Companies or individuals may not be deprived of their property (meaning that the property cannot be nationalised or confiscated) except in instances provided for by law, and be justified as a proportionate means of pursuing a legitimate aim in the public interest. The ECtHR has consistently held that the deprivation of property without compensation will be generally considered disproportionate except for "exceptional circumstances" (James v UK).

In cases of interference with the property applicants would need to demonstrate that Russia has failed to strike a "fair balance between the demands of the general interest of the community and the requirements of the protection of the property rights" (Sporrong and Lönnroth v Sweden).  

Just satisfaction claims

Article 41 of the Convention states:

"If the Court finds that there has been a violation of the Convention or the Protocols thereto, and if the internal law of the High Contracting Party concerned allows only partial reparation to be made, the Court shall, if necessary, afford just satisfaction to the injured party."

Thus the wording provides that the ECtHR will award just satisfaction only: (i) if domestic law does not allow complete reparation to be made, and (ii) "if necessary". Furthermore, the circumstances of a specific case will be considered to ensure that any award of satisfaction is "just". When deciding on the amount of compensation the ECtHR will also consider the local economic circumstances and domestic standards. 

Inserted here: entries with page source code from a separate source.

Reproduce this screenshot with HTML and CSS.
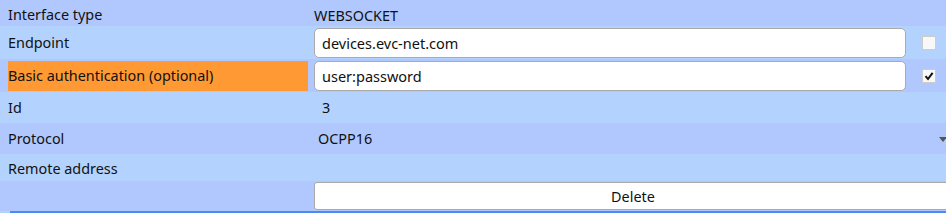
FILE: index.html
```html
<!DOCTYPE html>
<html lang="en">
<head>
    <meta charset="UTF-8">
    <title>Connection settings</title>
    <link rel="stylesheet" href="styles.css">
</head>
<body>
    <div class="settings">
        <div class="row dark first">
            <div class="label">Interface type</div>
            <div class="value">WEBSOCKET</div>
            <div class="check"></div>
        </div>
        <div class="row light">
            <div class="label">Endpoint</div>
            <div class="value"><input type="text" class="field" value="devices.evc-net.com"></div>
            <div class="check"><span class="box"></span></div>
        </div>
        <div class="row dark">
            <div class="label highlight">Basic authentication (optional)</div>
            <div class="value"><input type="text" class="field" value="user:password"></div>
            <div class="check">
                <span class="box">
                    <svg width="10" height="10" viewBox="0 0 10 10"><path d="M1.5 5.2 L4 8 L8.6 1.8" fill="none" stroke="#111" stroke-width="2"/></svg>
                </span>
            </div>
        </div>
        <div class="row light mid">
            <div class="label">Id</div>
            <div class="value pad">3</div>
            <div class="check"></div>
        </div>
        <div class="row dark mid">
            <div class="label">Protocol</div>
            <div class="value select">OCPP16</div>
            <div class="check arrow-cell">
                <svg width="8" height="5" viewBox="0 0 8 5"><path d="M0 0 H8 L4 5 Z" fill="#555"/></svg>
            </div>
        </div>
        <div class="row light short">
            <div class="label">Remote address</div>
            <div class="value"></div>
            <div class="check"></div>
        </div>
        <div class="row dark last">
            <div class="label"></div>
            <button class="delete">Delete</button>
        </div>
    </div>
    <div class="focus-line"></div>
</body>
</html>
```

FILE: styles.css
```css
body {
    margin: 0;
    font-family: "Noto Sans", sans-serif;
    font-size: 14.4px;
    color: #111;
    background-color: #b3d3fe;
    overflow: hidden;
}

.settings {
    width: 952px;
}

.row {
    display: grid;
    grid-template-columns: 300px 592px 1fr;
    column-gap: 6px;
    align-items: center;
    padding-left: 8px;
    height: 33px;
}

.row.first {
    height: 26px;
}

.row.short {
    height: 27px;
}

.row.mid {
    height: 31px;
}

.row.last {
    height: 30px;
    grid-template-columns: 300px 1fr;
}

.dark {
    background-color: #b0c8fe;
}

.light {
    background-color: #b3d3fe;
}

.label {
    height: 30px;
    line-height: 30px;
}

.label.highlight {
    background-color: #ff9933;
}

.value.pad {
    padding-left: 8px;
}

.value.select {
    padding-left: 4px;
}

.field {
    box-sizing: border-box;
    width: 100%;
    height: 30px;
    margin: 0;
    padding: 0 7px;
    border: 1px solid #aaa;
    border-radius: 5px;
    background: #fff;
    font-family: "Noto Sans", sans-serif;
    font-size: 14.5px;
    color: #111;
}

.check {
    padding-left: 10px;
    display: flex;
    align-items: center;
}

.check.arrow-cell {
    padding-left: 27px;
    padding-top: 2px;
}

.box {
    box-sizing: border-box;
    width: 14px;
    height: 14px;
    border: 1px solid #ccc;
    background: #f8f8f8;
    display: flex;
    align-items: center;
    justify-content: center;
}

.delete {
    height: 28px;
    margin: 0;
    border: 1px solid #aaa;
    border-radius: 3px;
    background: #fff;
    font-family: "Noto Sans", sans-serif;
    font-size: 14.4px;
    color: #111;
}

.focus-line {
    margin-left: 10px;
    height: 2px;
    background-color: #4a8af4;
}
```
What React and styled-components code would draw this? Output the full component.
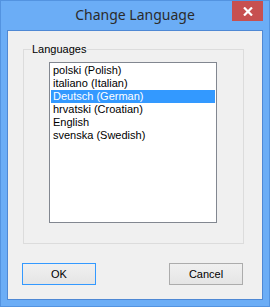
import React, { useState } from "react";
import styled, { createGlobalStyle } from "styled-components";

const GlobalStyle = createGlobalStyle`
  html, body {
    margin: 0;
    padding: 0;
    background: #ffffff;
  }
  * {
    box-sizing: border-box;
  }
`;

const Window = styled.div`
  width: 270px;
  height: 307px;
  border: 1px solid #5393e0;
  background: #6badf6;
  display: flex;
  flex-direction: column;
  font-family: "Liberation Sans", Arial, sans-serif;
  font-size: 11px;
  color: #000;
`;

const TitleBar = styled.div`
  position: relative;
  height: 29px;
  flex: none;
  display: flex;
  justify-content: center;
  padding-top: 4px;
`;

const Title = styled.div`
  font-family: "Noto Sans", "Open Sans", sans-serif;
  font-size: 14px;
  line-height: 20px;
  color: #2b2b2b;
`;

const CloseButton = styled.button`
  position: absolute;
  top: 0;
  right: 6px;
  width: 31px;
  height: 20px;
  border: none;
  padding: 0;
  background: #c75050;
  display: flex;
  align-items: center;
  justify-content: center;
  cursor: pointer;
`;

const Client = styled.div`
  flex: 1;
  margin: 0 6px 6px;
  border: 1px solid #4f88d4;
  background: #f0f0f0;
  display: flex;
  flex-direction: column;
`;

const GroupBox = styled.div`
  position: relative;
  width: 221px;
  height: 195px;
  margin: 18px 0 0 15px;
  border: 1px solid #dcdcdc;
  padding: 12px 0 0 25px;
`;

const GroupLabel = styled.span`
  position: absolute;
  top: -7px;
  left: 7px;
  padding: 0 1px;
  line-height: 13px;
  background: #f0f0f0;
`;

const ListBox = styled.ul`
  list-style: none;
  margin: 0;
  width: 168px;
  height: 161px;
  border: 1px solid #828790;
  background: #ffffff;
  padding: 1px;
  overflow: hidden;
`;

const ListItem = styled.li`
  height: 13px;
  line-height: 13px;
  padding-left: 2px;
  white-space: nowrap;
  background: ${(p) => (p.$selected ? "#3399ff" : "transparent")};
  color: ${(p) => (p.$selected ? "#ffffff" : "#000000")};
  cursor: default;
`;

const ButtonRow = styled.div`
  display: flex;
  justify-content: space-between;
  margin: 19px 19px 0 14px;
`;

const Button = styled.button`
  width: 74px;
  height: 22px;
  padding: 0;
  border: 1px solid ${(p) => (p.$default ? "#3399ff" : "#acacac")};
  background: linear-gradient(#f0f0f0, #e5e5e5);
  font-family: "Liberation Sans", Arial, sans-serif;
  font-size: 11px;
  color: #000;
  cursor: pointer;
`;

const languages = [
  "polski (Polish)",
  "italiano (Italian)",
  "Deutsch (German)",
  "hrvatski (Croatian)",
  "English",
  "svenska (Swedish)",
];

const App = () => {
  const [selected, setSelected] = useState(2);
  return (
    <>
      <GlobalStyle />
      <Window>
        <TitleBar>
          <Title>Change Language</Title>
          <CloseButton aria-label="Close">
            <svg width="10" height="9" viewBox="0 0 10 9">
              <path
                d="M1 0.5 L9 8.5 M9 0.5 L1 8.5"
                stroke="#ffffff"
                strokeWidth="2.2"
              />
            </svg>
          </CloseButton>
        </TitleBar>
        <Client>
          <GroupBox>
            <GroupLabel>Languages</GroupLabel>
            <ListBox>
              {languages.map((lang, i) => (
                <ListItem
                  key={lang}
                  $selected={i === selected}
                  onClick={() => setSelected(i)}
                >
                  {lang}
                </ListItem>
              ))}
            </ListBox>
          </GroupBox>
          <ButtonRow>
            <Button $default>OK</Button>
            <Button>Cancel</Button>
          </ButtonRow>
        </Client>
      </Window>
    </>
  );
};

export default App;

It is notable that the applicant's compliance with the formal and substantive requirements deriving from the Convention and the procedural rules is a condition for the award of just satisfaction.

Temporal jurisdiction 

As a result of the Russia-Ukraine war, Russia's membership in the Council of Europe was suspended on 25 February 2022. Russia ceases to be a Party to the Convention on 16 September 2022. This means that affected companies and individuals may bring claims against Russia only in relation to its acts or omissions that occur before 16 September 2022.  Interference with property rights that occurs after this date will fall outside the ECtHR's competency. 


Russia has previously refused to enforce the ECtHR's awards whilst still being a member of the Council of Europe  and therefore it may refuse to enforce any awards rendered after 24 February 2022.

That being said, it is difficult to predict the political environment in Russia in the next three to five years, being the approximate time required to obtain an award. Further, many countries are clearly demonstrating political will to explore the possibility of seizing Russia's property as a mechanism for redistribution in favour of individuals and entities affected by the Russian acts of aggression in Ukraine.  It may be the case that the Council of Europe will be amendable to consider such mechanisms to assist with the enforcement of their compensation awards against Russia.


The ECtHR is one of the most straightforward and cost effective venues to seek compensation from Russia. This is evident by its growing caseload: as of 30 April 2022, there were 18,200 pending applications against Russia under consideration. In light of the Russia-Ukraine war, this figure is expected to grow exponentially in the coming months, resulting in further delays in the claims' processing time. 

There are also clear risks and limitations associated with potential claims including the unclear prospects of enforcement of potential awards. The circumstances of each specific case should be considered to assess the appropriateness of the ECtHR route in each case.